MaRS Discovery District environment and technology specialist Jane Kearns said that trajectory “has real implications for our climate.” Anders Andrae, a researcher at Huawei Technologies Sweden, told CBC the annual demand from the world’s data centres could reach 651 terawatt-hours in the next year. CBC says that’s “nearly as much electricity as Canada’s entire energy sector produces.”
In the next decade, Andrae estimated last October in the International Journal of Green Technology, the demand could more than double, with computing accounting for 11% of global energy by 2030 and cloud-based services representing a “sizeable proportion” of the total.
The demand, Andrae warned, “will become completely unsustainable by 2040.”
CBC identifies streaming video as “the biggest culprit, with platforms like Netflix and Amazon Prime Video eating up 60.6% of all Internet traffic.” But “higher-speed 5G cellular networks, more widespread artificial intelligence, and the nascent Internet of Things, such as smart home devices, are guaranteed to send data demands through the roof.”
Already responsible for between 2.0 and 3.0% of global emissions—“roughly on par with the often-criticized airline sector,” writes the CBC—the IT and communications industries are waking up to the problem, with market juggernauts like Amazon Web Services declaring that it “exceeded 50% renewable energy usage in 2018,” while committing to 100% renewables by 2030.
The trend toward less carbon-intensive cooling is also producing some unforeseen benefits for Canada, with data centre operators like California-based Digital Realty relocating to Ontario’s cooler climate.

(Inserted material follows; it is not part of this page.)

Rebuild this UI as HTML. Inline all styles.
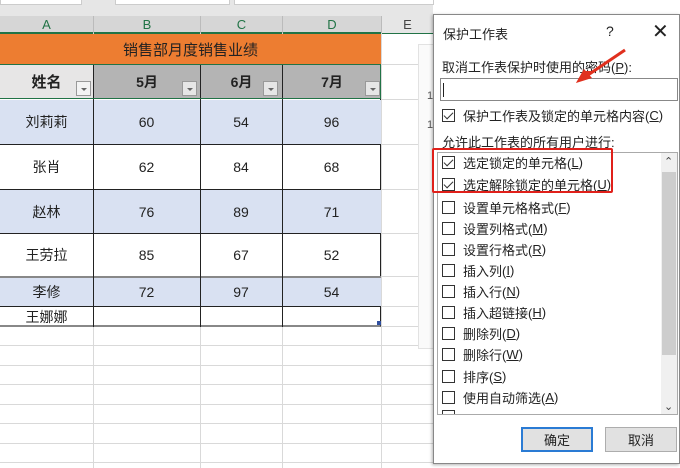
<!DOCTYPE html>
<html><head><meta charset="utf-8"><style>
*{margin:0;padding:0;box-sizing:border-box}
body{width:680px;height:468px;overflow:hidden;background:#fff;position:relative;font-family:"Liberation Sans","Noto Sans CJK SC",sans-serif;color:#222}
.a{position:absolute}
.c{position:absolute;display:flex;align-items:center;justify-content:center;font-size:14px}
.hl{position:absolute;height:1px;background:#d9d9d9;left:0;width:433px}
.vl{position:absolute;width:1px;background:#d9d9d9;top:33px;height:435px}
.dd{position:absolute;width:15px;height:15px;border:1px solid #999;background:#e6e6e6}
.dd:after{content:"";position:absolute;left:4px;top:6px;border-left:3px solid transparent;border-right:3px solid transparent;border-top:3px solid #666}
.it{position:absolute;left:442px;font-size:13px;display:flex;align-items:center;height:18px}
.cb{width:13px;height:13px;border:1px solid #333;margin-right:8px;background:#fff;position:relative}
.cb.k:after{content:"";position:absolute;left:3px;top:0px;width:4px;height:8px;border:solid #333;border-width:0 1.5px 1.5px 0;transform:rotate(45deg)}
</style></head><body>
<!-- top strip -->
<div class="a" style="left:0;top:0;width:433px;height:16px;background:#e6e6e6"></div>
<div class="a" style="left:0;top:0;width:82px;height:5px;background:#fff;border:1px solid #ccc;border-top:0"></div>
<div class="a" style="left:115px;top:0;width:115px;height:5px;background:#fff;border:1px solid #ccc;border-top:0"></div>
<div class="a" style="left:234px;top:0;width:200px;height:5px;background:#fff;border:1px solid #ccc;border-top:0"></div>
<!-- column headers -->
<div class="a" style="left:0;top:16px;width:433px;height:18px;background:#d6d6d6;border-bottom:2px solid #217346"></div>
<div class="c" style="left:0;top:16px;width:93px;height:17px;color:#217346;font-size:13px">A</div>
<div class="c" style="left:93px;top:16px;width:107px;height:17px;color:#217346;font-size:13px;border-left:1px solid #bbb">B</div>
<div class="c" style="left:200px;top:16px;width:82px;height:17px;color:#217346;font-size:13px;border-left:1px solid #bbb">C</div>
<div class="c" style="left:282px;top:16px;width:99px;height:17px;color:#217346;font-size:13px;border-left:1px solid #bbb">D</div>
<div class="c" style="left:381px;top:16px;width:52px;height:17px;color:#444;font-size:13px;background:#e6e6e6;border-left:1px solid #bbb">E</div>
<!-- gridlines -->
<div class="vl" style="left:93px"></div><div class="vl" style="left:200px"></div><div class="vl" style="left:282px"></div><div class="vl" style="left:381px"></div>
<div class="hl" style="top:345px"></div><div class="hl" style="top:365px"></div><div class="hl" style="top:384px"></div><div class="hl" style="top:404px"></div><div class="hl" style="top:423px"></div><div class="hl" style="top:443px"></div><div class="hl" style="top:462px"></div>
<div class="hl" style="top:64px;left:381px;width:52px"></div><div class="hl" style="top:99px;left:381px;width:52px"></div><div class="hl" style="top:144px;left:381px;width:52px"></div><div class="hl" style="top:189px;left:381px;width:52px"></div><div class="hl" style="top:233px;left:381px;width:52px"></div><div class="hl" style="top:276px;left:381px;width:52px"></div><div class="hl" style="top:306px;left:381px;width:52px"></div><div class="hl" style="top:326px;left:381px;width:52px"></div>
<!-- title -->
<div class="c" style="left:0;top:34px;width:381px;height:30px;background:#ed7d31;font-size:15px;color:#222">销售部月度销售业绩</div>
<!-- header row -->
<div class="a" style="left:0;top:64px;width:381px;height:35px;background:#b4b4b4;border:1px solid #217346;border-left:0"></div>
<div class="c" style="left:0;top:65px;width:93px;height:33px;background:#e7e6e6;font-weight:bold;font-size:15px">姓名</div>
<div class="dd" style="left:76px;top:81px;background:#f3f3f3"></div>
<div class="c" style="left:93px;top:65px;width:107px;height:33px;font-weight:bold;border-left:1px solid #222">5月</div>
<div class="dd" style="left:182px;top:81px"></div>
<div class="c" style="left:200px;top:65px;width:82px;height:33px;font-weight:bold;border-left:1px solid #222">6月</div>
<div class="dd" style="left:263px;top:81px"></div>
<div class="c" style="left:282px;top:65px;width:99px;height:33px;font-weight:bold;border-left:1px solid #222">7月</div>
<div class="dd" style="left:365px;top:81px"></div>
<!-- data -->
<div class="a" style="left:0;top:99px;width:381px;height:228px;border-bottom:2px solid #888;border-right:1px solid #222"></div>
<div class="a" style="left:0;top:100px;width:381px;height:44px;background:#d9e1f2"></div>
<div class="a" style="left:0;top:189px;width:381px;height:44px;background:#d9e1f2"></div>
<div class="a" style="left:0;top:276px;width:381px;height:30px;background:#d9e1f2;border-top:2px solid #888"></div>
<div class="a" style="left:0;top:144px;width:381px;height:1px;background:#222"></div>
<div class="a" style="left:0;top:189px;width:381px;height:1px;background:#222"></div>
<div class="a" style="left:0;top:233px;width:381px;height:1px;background:#222"></div>
<div class="a" style="left:0;top:306px;width:381px;height:1px;background:#222"></div>
<div class="a" style="left:93px;top:99px;width:1px;height:228px;background:#222"></div>
<div class="a" style="left:200px;top:99px;width:1px;height:228px;background:#222"></div>
<div class="a" style="left:282px;top:99px;width:1px;height:228px;background:#222"></div>
<div class="a" style="left:377px;top:321px;width:4px;height:4px;background:#3050a0"></div>

<div class="c" style="left:0;top:100px;width:93px;height:44px">刘莉莉</div><div class="c" style="left:93px;top:100px;width:107px;height:44px">60</div><div class="c" style="left:200px;top:100px;width:82px;height:44px">54</div><div class="c" style="left:282px;top:100px;width:99px;height:44px">96</div>
<div class="c" style="left:0;top:145px;width:93px;height:44px">张肖</div><div class="c" style="left:93px;top:145px;width:107px;height:44px">62</div><div class="c" style="left:200px;top:145px;width:82px;height:44px">84</div><div class="c" style="left:282px;top:145px;width:99px;height:44px">68</div>
<div class="c" style="left:0;top:190px;width:93px;height:43px">赵林</div><div class="c" style="left:93px;top:190px;width:107px;height:43px">76</div><div class="c" style="left:200px;top:190px;width:82px;height:43px">89</div><div class="c" style="left:282px;top:190px;width:99px;height:43px">71</div>
<div class="c" style="left:0;top:234px;width:93px;height:42px">王劳拉</div><div class="c" style="left:93px;top:234px;width:107px;height:42px">85</div><div class="c" style="left:200px;top:234px;width:82px;height:42px">67</div><div class="c" style="left:282px;top:234px;width:99px;height:42px">52</div>
<div class="c" style="left:0;top:278px;width:93px;height:28px">李修</div><div class="c" style="left:93px;top:278px;width:107px;height:28px">72</div><div class="c" style="left:200px;top:278px;width:82px;height:28px">97</div><div class="c" style="left:282px;top:278px;width:99px;height:28px">54</div>
<div class="c" style="left:0;top:307px;width:93px;height:19px">王娜娜</div>
<!-- faint panel -->
<div class="a" style="left:418px;top:44px;width:16px;height:305px;border:1px solid #e2e2e2;background:#fafafa"></div>
<div class="a" style="left:427px;top:90px;font-size:11px;color:#555">1</div>
<div class="a" style="left:427px;top:119px;font-size:11px;color:#555">1</div>
<!-- dialog -->
<div class="a" style="left:433px;top:14px;width:247px;height:450px;background:#fff;border:1px solid #888;box-shadow:-1px 1px 3px rgba(0,0,0,.3)"></div>
<div class="a" style="left:443px;top:24px;font-size:13px">保护工作表</div>
<div class="a" style="left:606px;top:23px;font-size:14px">?</div>
<div class="a" style="left:652px;top:19px;font-size:20px;font-weight:300">✕</div>
<div class="a" style="left:442px;top:57px;font-size:13px">取消工作表保护时使用的密码(<u>P</u>):</div>
<div class="a" style="left:440px;top:78px;width:238px;height:23px;border:1px solid #888"></div>
<div class="a" style="left:443px;top:83px;width:1px;height:14px;background:#222"></div>
<div class="it" style="top:106px"><div class="cb k"></div>保护工作表及锁定的单元格内容(<u>C</u>)</div>
<div class="a" style="left:442px;top:132px;font-size:13px">允许此工作表的所有用户进行:</div>
<div class="a" style="left:437px;top:152px;width:241px;height:263px;border:1px solid #aaa;overflow:hidden"></div>
<div class="a" style="left:661px;top:153px;width:16px;height:261px;background:#f0f0f0"></div>
<div class="a" style="left:662px;top:172px;width:14px;height:183px;background:#cdcdcd"></div>
<div class="a" style="left:664px;top:155px;font-size:11px;color:#444">⌃</div>
<div class="a" style="left:664px;top:400px;font-size:11px;color:#444">⌄</div>
<div class="it" style="top:153px"><div class="cb k"></div>选定锁定的单元格(<u>L</u>)</div>
<div class="it" style="top:175px"><div class="cb k"></div>选定解除锁定的单元格(<u>U</u>)</div>
<div class="it" style="top:198px"><div class="cb"></div>设置单元格格式(<u>F</u>)</div>
<div class="it" style="top:219px"><div class="cb"></div>设置列格式(<u>M</u>)</div>
<div class="it" style="top:240px"><div class="cb"></div>设置行格式(<u>R</u>)</div>
<div class="it" style="top:261px"><div class="cb"></div>插入列(<u>I</u>)</div>
<div class="it" style="top:282px"><div class="cb"></div>插入行(<u>N</u>)</div>
<div class="it" style="top:303px"><div class="cb"></div>插入超链接(<u>H</u>)</div>
<div class="it" style="top:324px"><div class="cb"></div>删除列(<u>D</u>)</div>
<div class="it" style="top:345px"><div class="cb"></div>删除行(<u>W</u>)</div>
<div class="it" style="top:367px"><div class="cb"></div>排序(<u>S</u>)</div>
<div class="it" style="top:388px"><div class="cb"></div>使用自动筛选(<u>A</u>)</div>
<div class="a" style="left:442px;top:410px;width:13px;height:4px;border:1px solid #333;border-bottom:0"></div>
<div class="a" style="left:432px;top:148px;width:181px;height:45px;border:2px solid #e0201a;border-radius:2px"></div>
<svg class="a" style="left:570px;top:45px" width="60" height="45"><line x1="55" y1="5" x2="15" y2="32" stroke="#e0301e" stroke-width="3"/><polygon points="6,38 22,26 13,26" fill="#e0301e"/><polygon points="6,38 14,24 22,33" fill="#e0301e"/></svg>
<div class="c" style="left:521px;top:427px;width:72px;height:25px;border:1px solid #2a7bd4;background:#e1e1e1;font-size:13px;box-shadow:inset 0 0 0 1px #2a7bd4">确定</div>
<div class="c" style="left:605px;top:427px;width:72px;height:25px;border:1px solid #adadad;background:#e1e1e1;font-size:13px">取消</div>
</body></html>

Where the Toronto Star’s printing press once operated, there is now a massive data centre which is cooled “for much of the year” through a fresh air-based heat exchange system, CBC writes.
As well, Kearns said some Canadian tech firms are “absolutely on the cutting edge” in the effort to boost data efficiency. Ottawa telecom equipment provider Ranovus, for example, is relying on “microscopic technology” to “multiply the speed and capacity of data transfers,” hoping to “reduce the amount of energy required for mass data transfers by 80%” and cut costs along the way.